I chose not to pull it. And I still do not know what would have happened. Hopefully, my friend will tell me after we finish the campaign. But yeah, go for something like that.

EvilElitest
2008-10-19, 10:15 PM
an alcoholic dentist? ouch
from
EE

Calinero
2008-10-19, 10:22 PM
Well, the game was Insylum, so my character's backstory isn't set in stone. I made myself an alcoholic (I like playing them), but was thinking I might be an author. Then it turned out I was a dentist. But that works too, and it went very well with that scenario.

Prometheus
2008-10-19, 10:39 PM
One thing that worked really, really well in a game I played in (but didn't DM) was giving the characters horrible choices to make. Example: My character walked into a room. Totally dark, but a flashlight rolls out of the darkness. I pick it up, and turn it on. Looking around, I see toys and such scattered about in the darkness. I then feel a small hand take my hand, like the hand of a child. There's nothing there when I shine the light, but I can feel it. I see a lightbulb (turned off) in the middle of the room, and begin walking towards it. I feel another hand on me, then two more hands, and hear little children started calling out to me. "No! No, don't turn on the light! Don't do it! He'll come back! He'll come back and beat us again! Don't do it!" As I hear these voices, I started moving faster. The hands grab at me. I start running towards the light, shaking off the hands. I reach the lightbulb, and by that time there's just screaming. I grab the chain, pull it....

The screams stop. I look around. There is blood. Everywhere. On the toys, on the walls. There are two little dresses, torn to pieces. Covered in blood. On one of them is a note, reading simply "....why?".
This is very much true. The important elements is something dramatic that demands action on your part when you aren't sure whether or not you are doing harm or good. The player is either scared into inaction or prompted into personal horror. Someone else had posted about how they entered a room full of creepy dolls whose eyes followed him. Unnerved, he destroyed them all with the weapon he was carrying. While he did, they bled and screamed and he left the room soaked in their blood. He has to ask himself whether they were the incarnation of evil screwing with him or innocents that he destroyed in madness. Perhaps he was possessed by a spirit, reenacting a scene from the past and was completely unaware.

Don't God mod. I read someone's horror campaign that told them how they had reacted and that is not good gameplaying. For example "You run out of the room screaming you are so scared" would be what not to do. Instead whatever in the room should be so scary that they are forced to choose between the rational choice of running away or cowering and hoping it doesn't notice you. Insanity is tricky, the player is by definition god-modded. You have to think of it as a more horrible or intermittent way to kill a character rather than an injury or something that a character lives with.
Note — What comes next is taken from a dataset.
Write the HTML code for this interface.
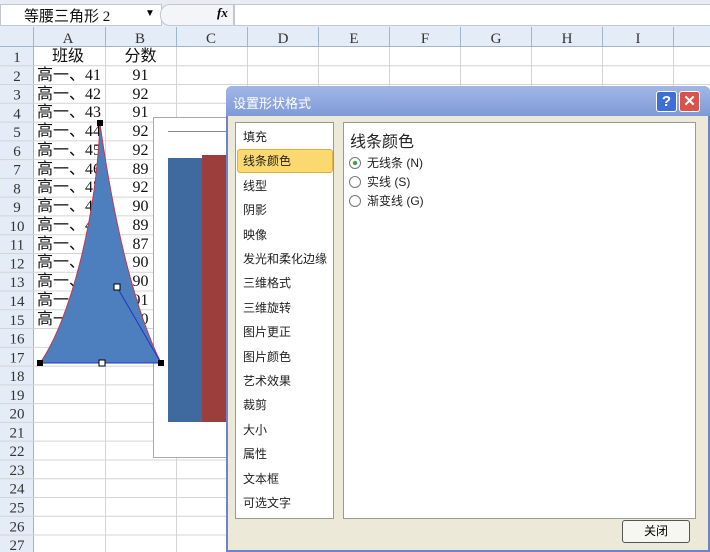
<!DOCTYPE html>
<html><head><meta charset="utf-8"><style>
body{margin:0;width:710px;height:552px;overflow:hidden;background:#fff;font-family:"Liberation Serif","Noto Serif CJK SC",serif;position:relative}
.a{position:absolute}
.cjk{font-family:"Liberation Sans","Noto Sans CJK SC",sans-serif}
.cs{font-family:"Liberation Serif","Noto Sans CJK SC",serif}
</style></head><body>
<div class="a" style="left:0;top:0;width:710px;height:27px;background:#e9edf3;border-bottom:1px solid #c5cfdc"></div>
<div class="a" style="left:0;top:4px;width:160px;height:20px;background:#fff;border:1px solid #c0c8d4"></div>
<div class="a cs" style="left:24px;top:5px;font-size:15px;color:#111">等腰三角形 2</div>
<div class="a" style="left:145px;top:8px;font-size:10px">▼</div>
<div class="a" style="left:160px;top:4px;width:72px;height:20px;background:#f3f5f8;border:1px solid #c0c8d4;border-radius:10px 0 0 10px"></div>
<div class="a" style="left:217px;top:5px;font-size:13px;font-style:italic;font-weight:bold">fx</div>
<div class="a" style="left:234px;top:4px;width:476px;height:20px;background:#fff;border:1px solid #c0c8d4"></div>
<svg class="a" style="left:0;top:27px" width="710" height="525">
<rect x="0" y="0" width="710" height="20" fill="#e4ecf7"/>
<rect x="0" y="0" width="33" height="525" fill="#e4ecf7"/>
<g stroke="#d4d4d4" stroke-width="1">
<line x1="105.5" y1="20" x2="105.5" y2="525"/><line x1="176.5" y1="20" x2="176.5" y2="525"/><line x1="247.5" y1="20" x2="247.5" y2="525"/><line x1="318.5" y1="20" x2="318.5" y2="525"/><line x1="389.5" y1="20" x2="389.5" y2="525"/><line x1="460.5" y1="20" x2="460.5" y2="525"/><line x1="531.5" y1="20" x2="531.5" y2="525"/><line x1="602.5" y1="20" x2="602.5" y2="525"/><line x1="673.5" y1="20" x2="673.5" y2="525"/>
</g>
<g stroke="#9eb6ce"><line x1="33.5" y1="0" x2="33.5" y2="525"/><line x1="0" y1="19.5" x2="710" y2="19.5"/>
<line x1="105.5" y1="0" x2="105.5" y2="20"/><line x1="176.5" y1="0" x2="176.5" y2="20"/><line x1="247.5" y1="0" x2="247.5" y2="20"/><line x1="318.5" y1="0" x2="318.5" y2="20"/><line x1="389.5" y1="0" x2="389.5" y2="20"/><line x1="460.5" y1="0" x2="460.5" y2="20"/><line x1="531.5" y1="0" x2="531.5" y2="20"/><line x1="602.5" y1="0" x2="602.5" y2="20"/><line x1="673.5" y1="0" x2="673.5" y2="20"/></g>
<g font-family="Liberation Serif" font-size="15" fill="#333" text-anchor="middle">
<text x="68" y="16">A</text><text x="140" y="16">B</text><text x="211" y="16">C</text><text x="283" y="16">D</text><text x="354" y="16">E</text><text x="425" y="16">F</text><text x="496" y="16">G</text><text x="567" y="16">H</text><text x="638" y="16">I</text>
</g>
<g id="rows" font-family="Liberation Serif" font-size="15" fill="#333" text-anchor="middle"></g>
</svg>
<div id="cells"></div>
<div class="a" style="left:153px;top:117px;width:80px;height:339px;background:#fff;border:1px solid #aaa"></div>
<div class="a" style="left:168px;top:131px;width:60px;height:1px;background:#888"></div>
<div class="a" style="left:168px;top:158px;width:34px;height:264px;background:#3e6aa0"></div>
<div class="a" style="left:202px;top:155px;width:26px;height:267px;background:#9c3f3c"></div>
<svg class="a" style="left:0;top:0" width="230" height="400">
<path d="M100,124 C96,220 70,320 40,363 L161,363 C140,320 118,250 100,124 Z" fill="#4d7fbe" stroke="#c0394b" stroke-width="1"/>
<line x1="117" y1="287" x2="161" y2="363" stroke="#2233cc"/>
<line x1="40" y1="363" x2="161" y2="363" stroke="#2233cc"/>
<rect x="97" y="120" width="6" height="6" fill="#000"/>
<rect x="37" y="360" width="6" height="6" fill="#000"/>
<rect x="158" y="360" width="6" height="6" fill="#000"/>
<rect x="99" y="360" width="6" height="6" fill="#fff" stroke="#000"/>
<rect x="114" y="284" width="6" height="6" fill="#fff" stroke="#000"/>
</svg>
<div class="a" style="left:226px;top:86px;width:484px;height:466px;background:#ece9d8;border:2px solid #6f83c9;box-sizing:border-box;border-radius:6px 6px 0 0"></div>
<div class="a" style="left:226px;top:86px;width:484px;height:30px;background:linear-gradient(#a2b7e6,#7f9ad8);border-radius:6px 6px 0 0"></div>
<div class="a cjk" style="left:233px;top:93px;font-size:13px;color:#fff">设置形状格式</div>
<div class="a" style="left:656px;top:91px;width:19px;height:19px;background:#3e6fd8;border:1px solid #fff;border-radius:3px;color:#fff;font:bold 15px 'Liberation Sans';text-align:center;line-height:19px">?</div>
<div class="a" style="left:679px;top:91px;width:19px;height:19px;background:#d9534a;border:1px solid #fff;border-radius:3px;color:#fff;font:bold 15px 'Liberation Sans';text-align:center;line-height:19px">✕</div>
<div class="a" style="left:235px;top:122px;width:97px;height:395px;background:#fff;border:1px solid #999"></div>
<div class="a" style="left:237px;top:149px;width:94px;height:22px;background:#fcd96e;border:1px solid #e0b040;border-radius:3px"></div>
<div class="a cjk" style="left:243px;top:125px;font-size:12px;line-height:24.4px;color:#222">填充<br>线条颜色<br>线型<br>阴影<br>映像<br>发光和柔化边缘<br>三维格式<br>三维旋转<br>图片更正<br>图片颜色<br>艺术效果<br>裁剪<br>大小<br>属性<br>文本框<br>可选文字</div>
<div class="a" style="left:343px;top:122px;width:351px;height:395px;background:#fff;border:1px solid #999"></div>
<div class="a cjk" style="left:350px;top:128px;font-size:16px;color:#222">线条颜色</div>
<div class="a cjk" style="left:349px;top:154px;font-size:12px;line-height:19px;color:#222">
<div><span style="display:inline-block;width:10px;height:10px;border:1px solid #777;border-radius:50%;vertical-align:-2px;margin-right:6px;background:radial-gradient(#3a3 25%,#fff 35%)"></span>无线条 (N)</div>
<div><span style="display:inline-block;width:10px;height:10px;border:1px solid #777;border-radius:50%;vertical-align:-2px;margin-right:6px"></span>实线 (S)</div>
<div><span style="display:inline-block;width:10px;height:10px;border:1px solid #777;border-radius:50%;vertical-align:-2px;margin-right:6px"></span>渐变线 (G)</div>
</div>
<div class="a cjk" style="left:622px;top:520px;width:66px;height:21px;border:1px solid #555;border-radius:3px;background:#f6f6f2;font-size:12px;text-align:center;line-height:21px">关闭</div>
<script>
var g=document.getElementById('rows'),s='';
for(var n=1;n<=27;n++){var y=20+(n-1)*18.77;s+='<line x1="0" y1="'+(y+18.77)+'" x2="710" y2="'+(y+18.77)+'" stroke="#d4d4d4"/><text x="17" y="'+(y+15)+'">'+n+'</text>';}
g.innerHTML=s;
var A=['班级','高一、41','高一、42','高一、43','高一、44','高一、45','高一、46','高一、47','高一、48','高一、49','高一、50','高一、51','高一、52','高一、53','高一、54'];
var B=['分数','91','92','91','92','92','89','92','90','89','87','90','90','91','90'];
var h='';
for(var i=0;i<15;i++){var t=47+i*18.77;
h+='<div class="a cs" style="left:'+(i==0?52:37)+'px;top:'+t+'px;font-size:16px;line-height:19px;color:#111">'+A[i]+'</div>';
h+='<div class="a cs" style="left:105px;width:71px;text-align:center;top:'+t+'px;font-size:16px;line-height:19px;color:#111">'+B[i]+'</div>';}
document.getElementById('cells').innerHTML=h;
</script>
</body></html>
Another DM on the board (forget who) posted and a point system that sounded like a really good idea (I don't know if this was a standard of the system or a variant that he added). Whenever a player does a commendable action, that is, roleplays well or takes a risk, than they get a point. So the way to win the game is not necessarily to survive, but to get the most points before dying (which will happen eventually). Living longer helps accumulate points, but points represent living a real life rather than simply existing. Moreover, it gives players the feeling that there is a point to being alive at all.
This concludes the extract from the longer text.